## Task details
Using the listing below, extract each line that has the word "styles" in it.

□ □ □

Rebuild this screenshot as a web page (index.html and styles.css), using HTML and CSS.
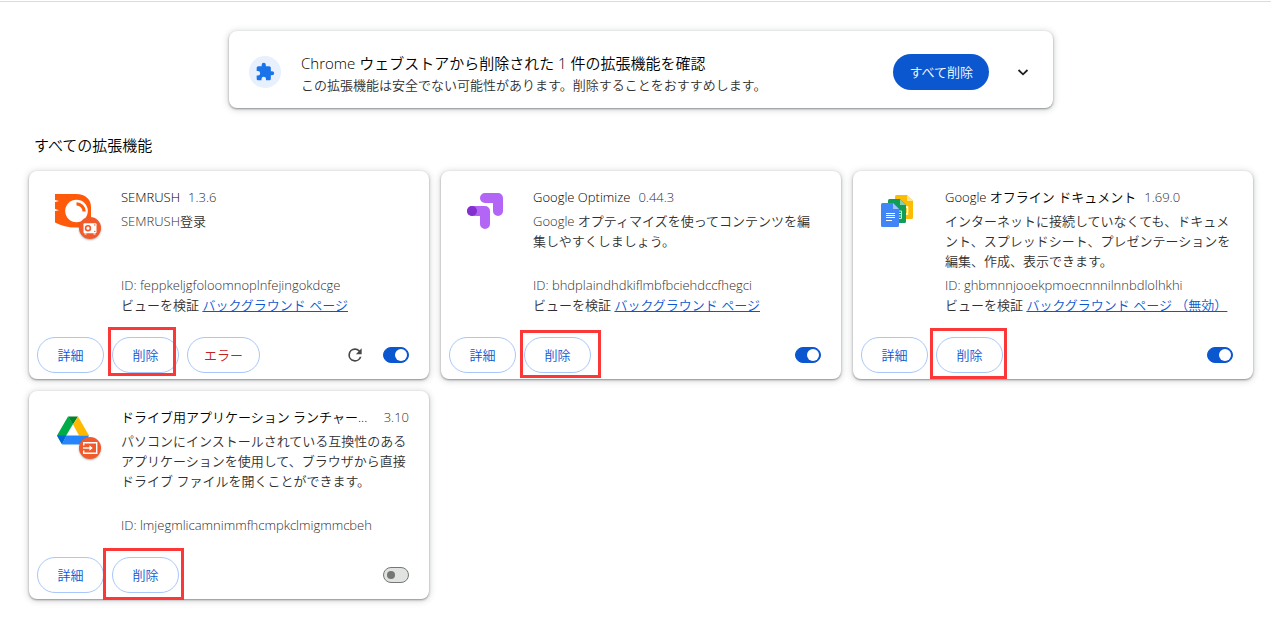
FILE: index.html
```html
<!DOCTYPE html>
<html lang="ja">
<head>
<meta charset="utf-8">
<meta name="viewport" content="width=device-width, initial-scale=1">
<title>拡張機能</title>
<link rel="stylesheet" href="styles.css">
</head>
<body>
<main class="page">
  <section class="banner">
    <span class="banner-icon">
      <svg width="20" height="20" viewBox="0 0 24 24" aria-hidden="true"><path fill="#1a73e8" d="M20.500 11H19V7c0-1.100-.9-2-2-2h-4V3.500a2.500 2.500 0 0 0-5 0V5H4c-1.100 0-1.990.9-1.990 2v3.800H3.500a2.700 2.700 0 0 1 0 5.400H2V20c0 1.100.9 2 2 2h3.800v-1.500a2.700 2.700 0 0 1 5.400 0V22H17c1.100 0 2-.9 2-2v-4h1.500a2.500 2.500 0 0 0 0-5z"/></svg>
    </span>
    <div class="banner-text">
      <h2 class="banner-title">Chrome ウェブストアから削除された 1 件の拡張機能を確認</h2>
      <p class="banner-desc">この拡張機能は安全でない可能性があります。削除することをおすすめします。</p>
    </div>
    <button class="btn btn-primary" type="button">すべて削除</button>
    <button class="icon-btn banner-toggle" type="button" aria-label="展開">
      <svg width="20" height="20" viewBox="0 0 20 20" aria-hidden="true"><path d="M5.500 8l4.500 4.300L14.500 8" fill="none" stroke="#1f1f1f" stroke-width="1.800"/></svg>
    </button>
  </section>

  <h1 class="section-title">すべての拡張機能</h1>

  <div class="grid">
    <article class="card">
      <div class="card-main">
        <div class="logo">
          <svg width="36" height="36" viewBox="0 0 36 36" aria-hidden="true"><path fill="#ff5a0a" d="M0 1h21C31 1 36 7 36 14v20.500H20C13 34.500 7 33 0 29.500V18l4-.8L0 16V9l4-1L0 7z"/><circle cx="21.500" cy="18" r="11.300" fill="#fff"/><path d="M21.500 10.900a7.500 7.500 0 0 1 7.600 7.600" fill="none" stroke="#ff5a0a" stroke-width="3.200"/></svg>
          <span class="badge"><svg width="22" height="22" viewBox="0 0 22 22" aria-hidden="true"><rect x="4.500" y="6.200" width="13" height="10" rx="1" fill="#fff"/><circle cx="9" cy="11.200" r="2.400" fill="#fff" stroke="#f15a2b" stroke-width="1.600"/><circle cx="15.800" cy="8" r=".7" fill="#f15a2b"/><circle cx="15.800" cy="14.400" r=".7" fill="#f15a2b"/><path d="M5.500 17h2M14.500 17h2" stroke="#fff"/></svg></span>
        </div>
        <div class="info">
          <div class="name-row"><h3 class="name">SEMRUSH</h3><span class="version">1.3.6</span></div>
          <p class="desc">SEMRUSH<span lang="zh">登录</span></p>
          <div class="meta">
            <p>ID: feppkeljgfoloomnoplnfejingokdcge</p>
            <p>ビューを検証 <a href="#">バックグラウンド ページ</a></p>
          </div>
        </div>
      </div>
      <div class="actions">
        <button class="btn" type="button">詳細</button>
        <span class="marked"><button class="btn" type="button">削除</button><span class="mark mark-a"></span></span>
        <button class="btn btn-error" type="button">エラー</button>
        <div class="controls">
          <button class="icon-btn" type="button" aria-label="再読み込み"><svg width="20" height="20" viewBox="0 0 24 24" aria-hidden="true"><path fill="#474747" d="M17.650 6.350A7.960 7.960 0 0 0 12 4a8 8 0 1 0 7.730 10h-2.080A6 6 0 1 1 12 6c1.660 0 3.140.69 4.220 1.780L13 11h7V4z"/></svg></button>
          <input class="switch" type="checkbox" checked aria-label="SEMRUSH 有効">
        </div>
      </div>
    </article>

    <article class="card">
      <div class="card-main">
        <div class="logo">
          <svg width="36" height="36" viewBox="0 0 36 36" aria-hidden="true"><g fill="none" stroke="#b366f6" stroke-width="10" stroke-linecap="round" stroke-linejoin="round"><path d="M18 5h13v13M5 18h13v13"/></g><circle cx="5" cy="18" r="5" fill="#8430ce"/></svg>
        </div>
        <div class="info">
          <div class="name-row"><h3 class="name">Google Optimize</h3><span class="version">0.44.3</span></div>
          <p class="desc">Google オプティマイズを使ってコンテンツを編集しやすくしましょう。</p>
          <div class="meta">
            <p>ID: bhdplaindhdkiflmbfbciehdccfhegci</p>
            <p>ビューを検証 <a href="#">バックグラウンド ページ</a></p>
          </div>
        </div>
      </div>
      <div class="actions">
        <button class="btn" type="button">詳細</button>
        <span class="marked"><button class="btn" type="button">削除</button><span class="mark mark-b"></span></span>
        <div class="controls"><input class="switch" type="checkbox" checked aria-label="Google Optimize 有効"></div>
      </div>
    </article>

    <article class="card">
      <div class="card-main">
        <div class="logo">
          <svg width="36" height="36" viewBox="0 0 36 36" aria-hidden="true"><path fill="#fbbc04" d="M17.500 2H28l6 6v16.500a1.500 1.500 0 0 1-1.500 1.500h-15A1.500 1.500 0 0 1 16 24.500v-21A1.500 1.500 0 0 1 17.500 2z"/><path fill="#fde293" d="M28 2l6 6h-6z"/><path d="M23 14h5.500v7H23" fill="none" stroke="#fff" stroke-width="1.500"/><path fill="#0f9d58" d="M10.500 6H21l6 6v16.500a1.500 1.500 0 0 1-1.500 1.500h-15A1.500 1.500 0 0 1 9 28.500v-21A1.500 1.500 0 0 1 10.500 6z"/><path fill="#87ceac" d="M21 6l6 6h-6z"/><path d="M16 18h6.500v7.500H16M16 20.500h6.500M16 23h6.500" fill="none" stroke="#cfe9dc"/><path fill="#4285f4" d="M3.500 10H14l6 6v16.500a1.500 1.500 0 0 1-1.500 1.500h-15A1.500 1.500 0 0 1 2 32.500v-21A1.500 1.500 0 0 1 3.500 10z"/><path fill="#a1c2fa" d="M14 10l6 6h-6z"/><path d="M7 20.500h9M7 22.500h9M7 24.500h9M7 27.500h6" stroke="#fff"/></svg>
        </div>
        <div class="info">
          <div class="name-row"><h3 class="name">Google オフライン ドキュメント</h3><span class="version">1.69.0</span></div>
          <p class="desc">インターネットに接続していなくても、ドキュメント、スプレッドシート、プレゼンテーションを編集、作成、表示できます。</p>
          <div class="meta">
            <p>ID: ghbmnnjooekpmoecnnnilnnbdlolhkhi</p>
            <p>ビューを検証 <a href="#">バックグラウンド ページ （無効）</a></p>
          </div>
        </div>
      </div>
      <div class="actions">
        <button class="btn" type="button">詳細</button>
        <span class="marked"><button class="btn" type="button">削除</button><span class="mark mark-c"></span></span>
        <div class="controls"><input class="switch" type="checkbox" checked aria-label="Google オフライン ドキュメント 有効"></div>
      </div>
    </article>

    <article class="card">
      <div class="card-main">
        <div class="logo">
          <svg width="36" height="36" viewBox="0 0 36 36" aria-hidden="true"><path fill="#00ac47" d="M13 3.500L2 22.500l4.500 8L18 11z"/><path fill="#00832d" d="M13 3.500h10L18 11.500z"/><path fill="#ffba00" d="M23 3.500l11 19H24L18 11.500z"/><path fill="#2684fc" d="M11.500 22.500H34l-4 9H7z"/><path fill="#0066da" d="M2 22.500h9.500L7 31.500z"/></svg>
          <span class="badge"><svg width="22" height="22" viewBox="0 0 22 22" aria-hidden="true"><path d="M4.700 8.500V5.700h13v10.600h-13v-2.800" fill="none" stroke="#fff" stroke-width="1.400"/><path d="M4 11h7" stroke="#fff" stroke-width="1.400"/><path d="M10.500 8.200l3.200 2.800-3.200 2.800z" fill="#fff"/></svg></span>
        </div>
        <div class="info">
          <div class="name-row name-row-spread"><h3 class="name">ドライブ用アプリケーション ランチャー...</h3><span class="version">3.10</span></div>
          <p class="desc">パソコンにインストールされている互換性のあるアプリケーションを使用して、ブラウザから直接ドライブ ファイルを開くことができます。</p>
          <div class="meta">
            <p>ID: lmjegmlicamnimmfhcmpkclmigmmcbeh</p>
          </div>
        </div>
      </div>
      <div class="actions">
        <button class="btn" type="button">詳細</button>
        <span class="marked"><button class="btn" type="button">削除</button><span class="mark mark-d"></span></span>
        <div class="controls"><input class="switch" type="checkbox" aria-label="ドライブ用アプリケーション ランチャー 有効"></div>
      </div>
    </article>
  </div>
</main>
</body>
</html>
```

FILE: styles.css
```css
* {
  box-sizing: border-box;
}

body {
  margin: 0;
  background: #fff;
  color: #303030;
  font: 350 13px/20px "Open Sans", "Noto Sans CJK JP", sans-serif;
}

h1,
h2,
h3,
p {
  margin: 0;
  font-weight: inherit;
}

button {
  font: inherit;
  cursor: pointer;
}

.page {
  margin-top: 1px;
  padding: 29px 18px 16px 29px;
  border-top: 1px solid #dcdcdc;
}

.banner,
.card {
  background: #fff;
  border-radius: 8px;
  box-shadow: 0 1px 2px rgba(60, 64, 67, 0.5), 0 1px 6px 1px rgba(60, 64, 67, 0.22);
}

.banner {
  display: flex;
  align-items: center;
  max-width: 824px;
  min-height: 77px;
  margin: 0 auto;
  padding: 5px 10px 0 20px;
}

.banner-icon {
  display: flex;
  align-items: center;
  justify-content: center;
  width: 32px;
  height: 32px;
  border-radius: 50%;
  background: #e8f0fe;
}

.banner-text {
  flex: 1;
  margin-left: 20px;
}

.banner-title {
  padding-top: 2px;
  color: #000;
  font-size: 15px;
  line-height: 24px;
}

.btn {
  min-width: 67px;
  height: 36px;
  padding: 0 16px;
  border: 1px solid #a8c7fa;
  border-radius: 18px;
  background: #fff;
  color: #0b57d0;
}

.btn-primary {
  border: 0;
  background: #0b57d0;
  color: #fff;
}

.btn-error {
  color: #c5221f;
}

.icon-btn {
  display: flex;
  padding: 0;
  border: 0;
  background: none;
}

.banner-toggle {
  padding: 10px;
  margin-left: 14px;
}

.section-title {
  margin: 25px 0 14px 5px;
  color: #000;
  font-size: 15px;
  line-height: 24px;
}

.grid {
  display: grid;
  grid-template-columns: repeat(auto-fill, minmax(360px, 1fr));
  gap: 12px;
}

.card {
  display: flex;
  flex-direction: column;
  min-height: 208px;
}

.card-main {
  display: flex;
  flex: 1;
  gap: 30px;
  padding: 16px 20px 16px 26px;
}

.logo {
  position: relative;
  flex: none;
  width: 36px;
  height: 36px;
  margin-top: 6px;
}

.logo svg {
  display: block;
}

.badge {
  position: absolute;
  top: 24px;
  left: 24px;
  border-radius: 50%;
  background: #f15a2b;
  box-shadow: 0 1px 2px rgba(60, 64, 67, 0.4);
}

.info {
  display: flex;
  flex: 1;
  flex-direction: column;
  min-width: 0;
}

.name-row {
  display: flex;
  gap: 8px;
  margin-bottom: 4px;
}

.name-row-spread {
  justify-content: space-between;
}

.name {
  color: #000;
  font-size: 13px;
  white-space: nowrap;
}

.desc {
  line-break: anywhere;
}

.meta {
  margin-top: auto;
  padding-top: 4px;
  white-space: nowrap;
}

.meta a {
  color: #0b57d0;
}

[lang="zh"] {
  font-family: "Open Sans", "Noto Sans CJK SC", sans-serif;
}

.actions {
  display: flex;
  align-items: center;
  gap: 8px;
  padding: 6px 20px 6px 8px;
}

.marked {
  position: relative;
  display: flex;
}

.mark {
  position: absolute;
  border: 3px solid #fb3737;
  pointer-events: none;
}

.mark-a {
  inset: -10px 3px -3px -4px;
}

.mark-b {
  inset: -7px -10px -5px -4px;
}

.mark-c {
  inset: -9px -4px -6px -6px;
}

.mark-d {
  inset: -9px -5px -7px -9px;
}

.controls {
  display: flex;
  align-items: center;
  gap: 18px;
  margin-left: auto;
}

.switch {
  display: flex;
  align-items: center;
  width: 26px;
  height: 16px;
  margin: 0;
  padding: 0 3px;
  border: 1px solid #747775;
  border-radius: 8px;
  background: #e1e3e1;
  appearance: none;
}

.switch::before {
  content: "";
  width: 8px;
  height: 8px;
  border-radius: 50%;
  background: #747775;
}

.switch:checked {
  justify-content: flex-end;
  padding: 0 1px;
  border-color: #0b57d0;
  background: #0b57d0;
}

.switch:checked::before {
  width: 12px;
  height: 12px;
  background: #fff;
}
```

□ □ □

## Result of this exercise
Rebuild this screenshot as a web page (index.html and styles.css), using HTML and CSS.
<link rel="stylesheet" href="styles.css">
FILE: styles.css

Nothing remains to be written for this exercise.